[WHAT IS ASKED]
Pictures in the data below are not part of the copy; transcribe everything else exactly.

[DATA]
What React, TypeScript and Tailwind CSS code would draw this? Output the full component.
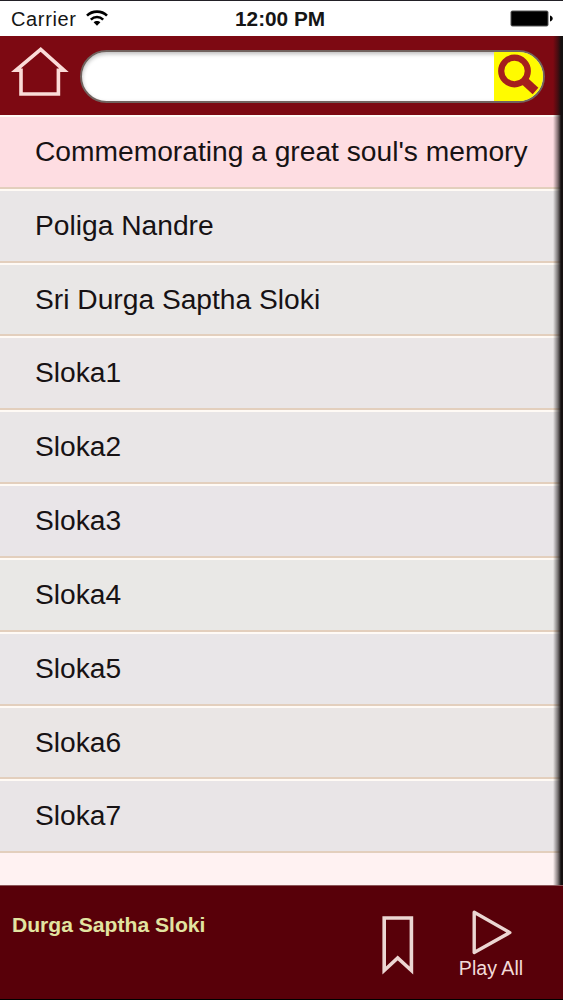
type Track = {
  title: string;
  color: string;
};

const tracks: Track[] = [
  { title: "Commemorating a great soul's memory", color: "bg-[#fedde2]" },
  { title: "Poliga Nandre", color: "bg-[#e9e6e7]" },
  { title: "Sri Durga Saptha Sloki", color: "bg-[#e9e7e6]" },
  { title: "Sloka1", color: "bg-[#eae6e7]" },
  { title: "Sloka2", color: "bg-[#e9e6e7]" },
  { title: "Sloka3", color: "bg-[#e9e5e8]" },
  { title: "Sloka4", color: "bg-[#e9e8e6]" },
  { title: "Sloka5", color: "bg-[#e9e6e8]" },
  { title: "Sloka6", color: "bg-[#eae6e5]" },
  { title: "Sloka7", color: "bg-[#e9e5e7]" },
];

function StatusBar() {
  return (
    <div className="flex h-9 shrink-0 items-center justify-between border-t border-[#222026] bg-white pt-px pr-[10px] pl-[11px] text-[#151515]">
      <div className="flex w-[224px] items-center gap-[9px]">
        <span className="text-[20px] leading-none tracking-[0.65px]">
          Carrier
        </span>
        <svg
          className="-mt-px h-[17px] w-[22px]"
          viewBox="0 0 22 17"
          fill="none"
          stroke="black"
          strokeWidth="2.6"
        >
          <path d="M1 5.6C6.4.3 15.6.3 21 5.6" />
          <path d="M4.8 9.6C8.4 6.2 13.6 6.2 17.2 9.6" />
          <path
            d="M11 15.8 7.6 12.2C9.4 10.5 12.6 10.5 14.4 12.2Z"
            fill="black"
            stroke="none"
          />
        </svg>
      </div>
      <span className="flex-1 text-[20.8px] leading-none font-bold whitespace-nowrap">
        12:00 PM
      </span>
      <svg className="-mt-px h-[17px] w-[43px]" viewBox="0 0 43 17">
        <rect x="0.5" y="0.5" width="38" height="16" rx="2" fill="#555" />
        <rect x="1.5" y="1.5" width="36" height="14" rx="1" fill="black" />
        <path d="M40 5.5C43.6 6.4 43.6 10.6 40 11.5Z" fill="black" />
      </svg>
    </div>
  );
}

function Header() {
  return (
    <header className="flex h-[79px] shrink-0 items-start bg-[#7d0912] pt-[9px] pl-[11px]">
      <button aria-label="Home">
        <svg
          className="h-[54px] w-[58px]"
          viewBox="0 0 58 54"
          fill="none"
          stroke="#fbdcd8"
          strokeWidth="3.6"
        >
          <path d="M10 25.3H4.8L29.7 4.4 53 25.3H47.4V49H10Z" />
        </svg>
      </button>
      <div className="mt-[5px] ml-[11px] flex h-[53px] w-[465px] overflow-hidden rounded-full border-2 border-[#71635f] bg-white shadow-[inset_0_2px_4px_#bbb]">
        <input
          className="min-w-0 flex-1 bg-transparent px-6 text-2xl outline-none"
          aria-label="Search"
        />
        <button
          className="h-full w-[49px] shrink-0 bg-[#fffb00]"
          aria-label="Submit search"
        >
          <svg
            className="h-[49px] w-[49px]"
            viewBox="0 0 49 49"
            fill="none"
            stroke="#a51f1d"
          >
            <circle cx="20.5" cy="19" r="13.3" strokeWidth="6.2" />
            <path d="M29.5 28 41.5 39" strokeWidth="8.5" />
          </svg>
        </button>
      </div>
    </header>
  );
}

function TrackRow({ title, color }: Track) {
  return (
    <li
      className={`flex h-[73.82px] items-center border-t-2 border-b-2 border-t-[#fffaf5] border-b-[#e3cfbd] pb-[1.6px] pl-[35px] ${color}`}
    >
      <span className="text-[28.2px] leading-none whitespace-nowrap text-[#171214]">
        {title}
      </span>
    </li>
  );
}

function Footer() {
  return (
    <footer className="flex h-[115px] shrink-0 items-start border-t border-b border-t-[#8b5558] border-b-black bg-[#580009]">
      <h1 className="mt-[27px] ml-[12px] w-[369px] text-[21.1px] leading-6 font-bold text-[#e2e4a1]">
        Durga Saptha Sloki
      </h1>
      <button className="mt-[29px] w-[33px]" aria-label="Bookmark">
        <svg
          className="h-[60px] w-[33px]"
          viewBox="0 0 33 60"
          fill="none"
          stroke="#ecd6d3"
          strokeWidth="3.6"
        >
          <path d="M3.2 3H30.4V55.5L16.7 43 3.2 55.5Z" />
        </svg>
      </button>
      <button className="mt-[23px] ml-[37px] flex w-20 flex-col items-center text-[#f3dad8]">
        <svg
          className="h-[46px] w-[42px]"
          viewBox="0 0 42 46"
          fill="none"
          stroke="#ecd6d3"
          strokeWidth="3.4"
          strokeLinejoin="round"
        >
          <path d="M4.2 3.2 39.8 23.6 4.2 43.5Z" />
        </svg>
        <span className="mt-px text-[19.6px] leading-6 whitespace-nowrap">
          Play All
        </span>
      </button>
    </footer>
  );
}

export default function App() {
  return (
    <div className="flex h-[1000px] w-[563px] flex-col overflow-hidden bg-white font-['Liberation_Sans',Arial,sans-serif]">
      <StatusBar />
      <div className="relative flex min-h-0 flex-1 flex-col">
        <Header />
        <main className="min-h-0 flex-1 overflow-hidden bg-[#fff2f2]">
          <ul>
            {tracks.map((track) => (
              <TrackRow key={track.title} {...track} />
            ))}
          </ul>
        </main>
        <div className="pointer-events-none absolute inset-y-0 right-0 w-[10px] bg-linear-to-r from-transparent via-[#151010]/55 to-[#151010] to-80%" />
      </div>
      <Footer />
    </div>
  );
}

[ANSWER TO THE TASK]
What React, TypeScript and Tailwind CSS code would draw this? Output the full component.
type Track = {
  title: string;
  color: string;
};

const tracks: Track[] = [
  { title: "Commemorating a great soul's memory", color: "bg-[#fedde2]" },
  { title: "Poliga Nandre", color: "bg-[#e9e6e7]" },
  { title: "Sri Durga Saptha Sloki", color: "bg-[#e9e7e6]" },
  { title: "Sloka1", color: "bg-[#eae6e7]" },
  { title: "Sloka2", color: "bg-[#e9e6e7]" },
  { title: "Sloka3", color: "bg-[#e9e5e8]" },
  { title: "Sloka4", color: "bg-[#e9e8e6]" },
  { title: "Sloka5", color: "bg-[#e9e6e8]" },
  { title: "Sloka6", color: "bg-[#eae6e5]" },
  { title: "Sloka7", color: "bg-[#e9e5e7]" },
];

function StatusBar() {
  return (
    <div className="flex h-9 shrink-0 items-center justify-between border-t border-[#222026] bg-white pt-px pr-[10px] pl-[11px] text-[#151515]">
      <div className="flex w-[224px] items-center gap-[9px]">
        <span className="text-[20px] leading-none tracking-[0.65px]">
          Carrier
        </span>
        <svg
          className="-mt-px h-[17px] w-[22px]"
          viewBox="0 0 22 17"
          fill="none"
          stroke="black"
          strokeWidth="2.6"
        >
          <path d="M1 5.6C6.4.3 15.6.3 21 5.6" />
          <path d="M4.8 9.6C8.4 6.2 13.6 6.2 17.2 9.6" />
          <path
            d="M11 15.8 7.6 12.2C9.4 10.5 12.6 10.5 14.4 12.2Z"
            fill="black"
            stroke="none"
          />
        </svg>
      </div>
      <span className="flex-1 text-[20.8px] leading-none font-bold whitespace-nowrap">
        12:00 PM
      </span>
      <svg className="-mt-px h-[17px] w-[43px]" viewBox="0 0 43 17">
        <rect x="0.5" y="0.5" width="38" height="16" rx="2" fill="#555" />
        <rect x="1.5" y="1.5" width="36" height="14" rx="1" fill="black" />
        <path d="M40 5.5C43.6 6.4 43.6 10.6 40 11.5Z" fill="black" />
      </svg>
    </div>
  );
}

function Header() {
  return (
    <header className="flex h-[79px] shrink-0 items-start bg-[#7d0912] pt-[9px] pl-[11px]">
      <button aria-label="Home">
        <svg
          className="h-[54px] w-[58px]"
          viewBox="0 0 58 54"
          fill="none"
          stroke="#fbdcd8"
          strokeWidth="3.6"
        >
          <path d="M10 25.3H4.8L29.7 4.4 53 25.3H47.4V49H10Z" />
        </svg>
      </button>
      <div className="mt-[5px] ml-[11px] flex h-[53px] w-[465px] overflow-hidden rounded-full border-2 border-[#71635f] bg-white shadow-[inset_0_2px_4px_#bbb]">
        <input
          className="min-w-0 flex-1 bg-transparent px-6 text-2xl outline-none"
          aria-label="Search"
        />
        <button
          className="h-full w-[49px] shrink-0 bg-[#fffb00]"
          aria-label="Submit search"
        >
          <svg
            className="h-[49px] w-[49px]"
            viewBox="0 0 49 49"
            fill="none"
            stroke="#a51f1d"
          >
            <circle cx="20.5" cy="19" r="13.3" strokeWidth="6.2" />
            <path d="M29.5 28 41.5 39" strokeWidth="8.5" />
          </svg>
        </button>
      </div>
    </header>
  );
}

function TrackRow({ title, color }: Track) {
  return (
    <li
      className={`flex h-[73.82px] items-center border-t-2 border-b-2 border-t-[#fffaf5] border-b-[#e3cfbd] pb-[1.6px] pl-[35px] ${color}`}
    >
      <span className="text-[28.2px] leading-none whitespace-nowrap text-[#171214]">
        {title}
      </span>
    </li>
  );
}

function Footer() {
  return (
    <footer className="flex h-[115px] shrink-0 items-start border-t border-b border-t-[#8b5558] border-b-black bg-[#580009]">
      <h1 className="mt-[27px] ml-[12px] w-[369px] text-[21.1px] leading-6 font-bold text-[#e2e4a1]">
        Durga Saptha Sloki
      </h1>
      <button className="mt-[29px] w-[33px]" aria-label="Bookmark">
        <svg
          className="h-[60px] w-[33px]"
          viewBox="0 0 33 60"
          fill="none"
          stroke="#ecd6d3"
          strokeWidth="3.6"
        >
          <path d="M3.2 3H30.4V55.5L16.7 43 3.2 55.5Z" />
        </svg>
      </button>
      <button className="mt-[23px] ml-[37px] flex w-20 flex-col items-center text-[#f3dad8]">
        <svg
          className="h-[46px] w-[42px]"
          viewBox="0 0 42 46"
          fill="none"
          stroke="#ecd6d3"
          strokeWidth="3.4"
          strokeLinejoin="round"
        >
          <path d="M4.2 3.2 39.8 23.6 4.2 43.5Z" />
        </svg>
        <span className="mt-px text-[19.6px] leading-6 whitespace-nowrap">
          Play All
        </span>
      </button>
    </footer>
  );
}

export default function App() {
  return (
    <div className="flex h-[1000px] w-[563px] flex-col overflow-hidden bg-white font-['Liberation_Sans',Arial,sans-serif]">
      <StatusBar />
      <div className="relative flex min-h-0 flex-1 flex-col">
        <Header />
        <main className="min-h-0 flex-1 overflow-hidden bg-[#fff2f2]">
          <ul>
            {tracks.map((track) => (
              <TrackRow key={track.title} {...track} />
            ))}
          </ul>
        </main>
        <div className="pointer-events-none absolute inset-y-0 right-0 w-[10px] bg-linear-to-r from-transparent via-[#151010]/55 to-[#151010] to-80%" />
      </div>
      <Footer />
    </div>
  );
}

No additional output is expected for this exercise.